Актеры выдергивают по ниточке театральную историю. А я выдергиваю ниточки из своей. Имею, кстати, право: среди шуток «Карла» есть местечко о критиках, не понявших предыдущий спектакль Крестьянкина «Красный фонарь», игравшийся в этом же кабинете Теляковского и ему посвященный. Мол, критиков надо приглашать до премьеры — чего уж после, когда ничего не исправить? И вот тут цитируют «ПТЖ», в котором мы с Еленой Строгалевой не понимаем про Теляковского. Это долгий разговор — почему та же свобода отношений с историей не работает на одном историческом участке и почему работает на другом (ну, хотя бы потому, что Теляковский и Мейерхольд программно, сущностно разные типажи в папке «Культура»…). Но этот разговор Я/МЫ оставим на потом. А в «Карле» нисколько не смущают рассказ о Мейерхольде под группу Rammstein, потому что Мейерхольд был немец, или Всеволод Эмильевич, вещающий свои тексты в виде нейросетевой анимашки. И не смущает рассказ Димы Крестьянкина, как однажды он встретил рамштайновского солиста Тилля Линдеманна в туалете Шереметьева и узнал его, а тот его нет. Все это вполне укладываются в законы, провозглашенные тем новым искусством ХХ века, к которому Мейерхольд имел непосредственное отношение, а человек ХIХ века Теляковский не имел. И это все — единая ткань истории театра.
Ответила, однако. Захлебываясь. В законе спектакля. Не оставила на потом:)

В. Пискунов в спектакле «Еще один, Карл».
Фото — Виктория Дунаевская.
Лирический замысел спектакля очевиден: проговорить прошлое, чтобы прожить настоящее.
Они хотят найти театральный ключ с правом передачи, и ключ передают им Мейерхольд-Брехт-Любимов-Могучий-Бутусов-Крымов в то время как Григорий Васильевич никому ключи не передает, а присутствует в своей неизменности всегда….
Открыть этим ключом, как Буратино, дверь в свой театр. И чтобы там не оказалось глухой кирпичной стенки, к которой поставлен в одной из сцен Мейерхольд.
И чтобы звучала песня «А знаешь, все еще будет…» в исполнении Пьеро и Арлекина, а за роялем сидел Дмитрий Крестьянкин.
Вот и я, вслед за Мариной Юрьевной, испытал вчера момент своего личного театрального счастья. Как мне нужен был этот спектакль, как оказался он созвучен моему настроению и мыслям. Удивительное дело — благодаря спектаклю, я понял, что Юрский, Фоменко, Виктюк никуда, ни на какое небо не улетели. Они с этим ребятами, показывавшими их, и, стало быть с нами. И Бутусов, и Крымов,и Пугачева — вот же они…

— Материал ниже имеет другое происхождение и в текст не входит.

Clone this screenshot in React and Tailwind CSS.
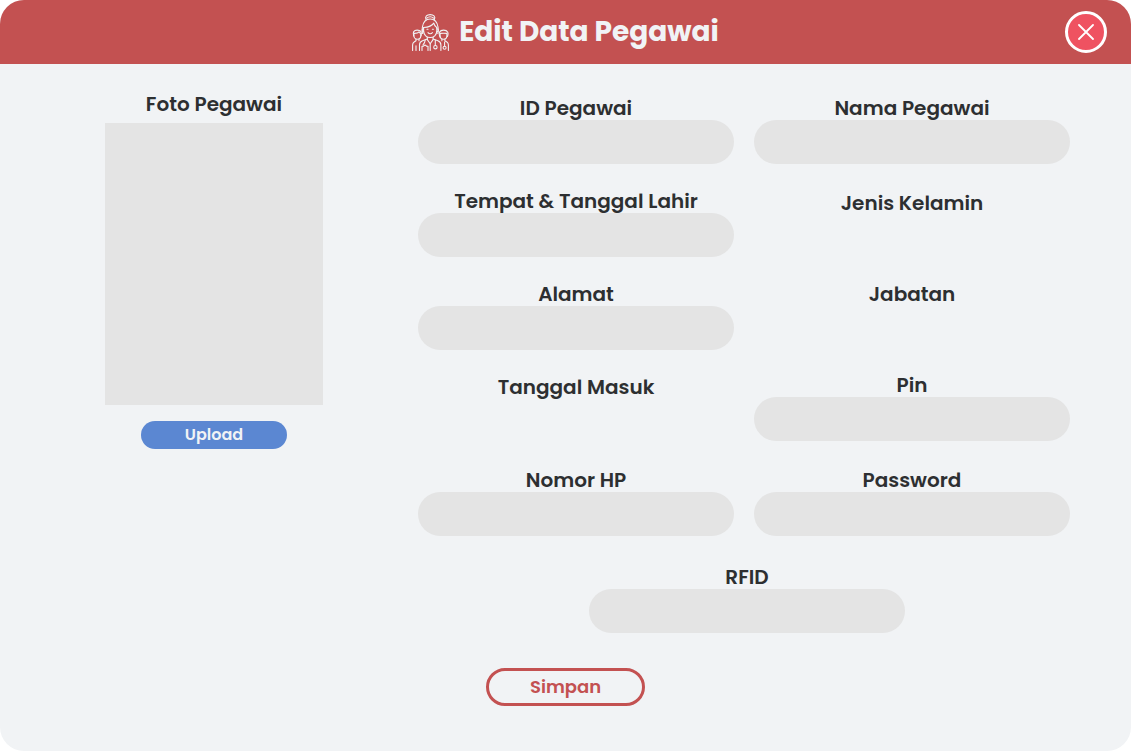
import React from "react";

function StaffIcon() {
  return (
    <svg
      className="size-[37px] shrink-0"
      viewBox="0 0 37 37"
      fill="none"
      stroke="#f1f3f5"
      strokeWidth="1.1"
      strokeLinecap="round"
      strokeLinejoin="round"
      aria-hidden="true"
    >
      {/* central figure: bun, hair, face */}
      <path d="M14 5.600C12.600 2.600 15 .6 18.200.6s5.600 2 4.200 5" />
      <path d="M14.600 4.200c2.200-1.700 5-1.700 7.200 0" />
      <path d="M10.600 19.500c-1-2-.6-4.200-.2-6.500.8-5 3.500-8 7.800-8s7 3 7.800 8c.4 2.300.8 4.500-.2 6.500" />
      <path d="M11.600 13.500c4.500-.3 8.400-1.500 10.200-4.400.5 2.300 1.500 3.600 2.900 4.400" />
      <path d="M11.600 13.500v3.600c0 4 3.200 6.400 6.600 6.400s6.600-2.400 6.600-6.400v-3.600" />
      <path d="M11.500 14.800c-1.700-.2-1.700 3.100.2 3.100M24.900 14.800c1.700-.2 1.700 3.100-.2 3.100" />
      <path d="M15 15.200h1M20.400 15.200h1M16 18.700c1.200 1.400 3.200 1.400 4.400 0" />
      {/* central figure: neck, coat, stethoscope, board */}
      <path d="M15.300 23.200v2.400l2.900 4.200 2.900-4.200v-2.400" />
      <path d="M15.300 25.100l-4.800 1.700c-2 .7-3 2.200-3 4.200v5.500M21.100 25.100l4.800 1.700c2 .7 3 2.200 3 4.200v5.500" />
      <path d="M13.200 26c-.2 2.400-.8 3.500-2.200 4.800M23.300 26v5.500" />
      <circle cx="23.400" cy="33.200" r="1.700" />
      <path d="M10 36.500v-4.300h1.600c.2-1.500 2.600-1.500 2.800 0H16v4.300M18.200 29.800v6.700" />
      {/* left colleague */}
      <path d="M1.700 22c-1.300-3.800.2-5.900 3.500-5.900s4.900 1.500 3.900 5.900" />
      <path d="M1.900 19.400c2.500.1 4.400-.5 5.200-1.500.3.900.9 1.300 1.700 1.500v2c0 2.200-1.600 3.800-3.500 3.800s-3.400-1.600-3.400-3.800z" />
      <path d="M4 25.200v1.500L2.100 28C1 28.700.6 29.700.6 31v5.500M4 36.500v-4.700M7 25.200v1.500" />
      {/* right colleague */}
      <path d="M28 23c-1.700-4-.5-6.900 3.600-6.900s5.300 2.900 3.800 6.400" />
      <path d="M28.100 19.400c2.600-.2 4.700-.2 6.800 0v2c0 2.200-1.500 3.800-3.400 3.800s-3.400-1.600-3.400-3.800z" />
      <path d="M29.900 25.200v1.500M32.900 25.200v1.500l2 1.300c1.100.7 1.500 1.700 1.500 3v5.500M32.600 28v4" />
      <circle cx="32.600" cy="33.700" r="1.500" />
    </svg>
  );
}

const labelClass = "text-center text-xl leading-6 font-semibold text-[#2d2f31]";

function Field({ id, label, type = "text" }) {
  return (
    <div className="flex flex-col">
      <label htmlFor={id} className={labelClass}>
        {label}
      </label>
      <input
        id={id}
        name={id}
        type={type}
        className="h-11 w-full rounded-full bg-[#e4e4e4] px-5 text-base text-[#2d2f31] outline-none"
      />
    </div>
  );
}

function EmptyField({ label, slot }) {
  return (
    <div className="flex flex-col">
      <p className={labelClass}>{label}</p>
      <div className={slot} />
    </div>
  );
}

export default function App() {
  return (
    <div className="min-h-screen bg-white font-['Poppins','Inter',sans-serif]">
      <form
        className="flex min-h-screen flex-col overflow-hidden rounded-3xl bg-[#f1f3f5]"
        onSubmit={(e) => e.preventDefault()}
      >
        <header className="grid h-16 grid-cols-[1fr_auto_1fr] items-center bg-[#c35151] px-6">
          <div />
          <div className="flex items-center gap-2.5">
            <StaffIcon />
            <h1 className="text-[28px] leading-9 font-bold text-[#f1f3f5]">Edit Data Pegawai</h1>
          </div>
          <button
            type="button"
            aria-label="Tutup"
            className="flex size-[42px] items-center justify-center justify-self-end rounded-full border-3 border-white bg-[#ef5261]"
          >
            <svg className="size-4" viewBox="0 0 16 16" stroke="#fff" strokeWidth="1.8" strokeLinecap="round" aria-hidden="true">
              <path d="M1 1l14 14M15 1L1 15" />
            </svg>
          </button>
        </header>

        <main className="flex gap-[95px] pt-7 pr-[61px] pl-[105px]">
          <section className="flex w-[218px] shrink-0 flex-col items-center">
            <h2 className={labelClass}>Foto Pegawai</h2>
            <div className="mt-[7px] h-[282px] w-full bg-[#e4e4e4]" />
            <button
              type="button"
              className="mt-4 h-7 w-[146px] rounded-full bg-[#5b87d2] text-base leading-6 font-semibold text-[#f1f3f5]"
            >
              Upload
            </button>
          </section>

          <section className="flex flex-1 flex-col pt-1">
            <div className="grid grid-cols-2 gap-x-5">
              <div className="flex flex-col gap-[25px]">
                <Field id="id-pegawai" label="ID Pegawai" />
                <Field id="lahir" label="Tempat & Tanggal Lahir" />
                <Field id="alamat" label="Alamat" />
                <EmptyField label="Tanggal Masuk" slot="h-11" />
                <Field id="nomor-hp" label="Nomor HP" type="tel" />
              </div>
              <div className="flex flex-col justify-between">
                <Field id="nama-pegawai" label="Nama Pegawai" />
                <EmptyField label="Jenis Kelamin" slot="h-10" />
                <EmptyField label="Jabatan" slot="h-10" />
                <Field id="pin" label="Pin" />
                <Field id="password" label="Password" type="password" />
              </div>
            </div>
            <div className="mx-auto mt-[29px] w-1/2 pr-0.5 pl-2">
              <Field id="rfid" label="RFID" />
            </div>
          </section>
        </main>

        <button
          type="submit"
          className="mx-auto mt-[35px] mb-11 h-[38px] w-[159px] rounded-full border-3 border-[#c35151] text-lg leading-6 font-semibold text-[#c35151]"
        >
          Simpan
        </button>
      </form>
    </div>
  );
}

Спасибо, Дмитрий Крестьянкин!
Я приговорена к этому спектаклю. Ходила вчера, ходила сегодня, ходила бы каждый день, если бы каждый день играли — выбора не стоит, это что-то неизбежное, ноги сами идут. Я не понимаю, как жить после этого спектакля, как и не понимаю, как жила до него, без него. Так не бывает, ну не бывает так, что три парня, из спичек и желудей, с бюджетом в три копейки поразили глубже, чем «Холопы» Могучего, ради которых весь БДТ вылез вон из кожи… Что это такое сделали эти три парня, что я впервые не думала на спектакле о чём-то своём: не вспоминала строчки стихов, не думала, что приготовить на ужин, не вспоминала, когда в последний раз поливала цветы… Первый спектакль, на котором я забываю, что существую. Вот меня просто нет: ни головы, которая думает, ни спины, которая болит, ни ног, которые затекают — а я сижу на подушке на полу, согнувшись в три погибели, и ничего у меня не болит. Есть только Дима, Игорь и Слава… и вне их нет ничего, и вот они сейчас уйдут, и наступит конец света… Я не знаю, куда деть то, что случилось…
Надо изучать Крестьянкина, надо понять, что он делает, что он сделал в «Карле»… и как его виртуозно поняли, почувствовали между строк его студенты, и стали для меня всем.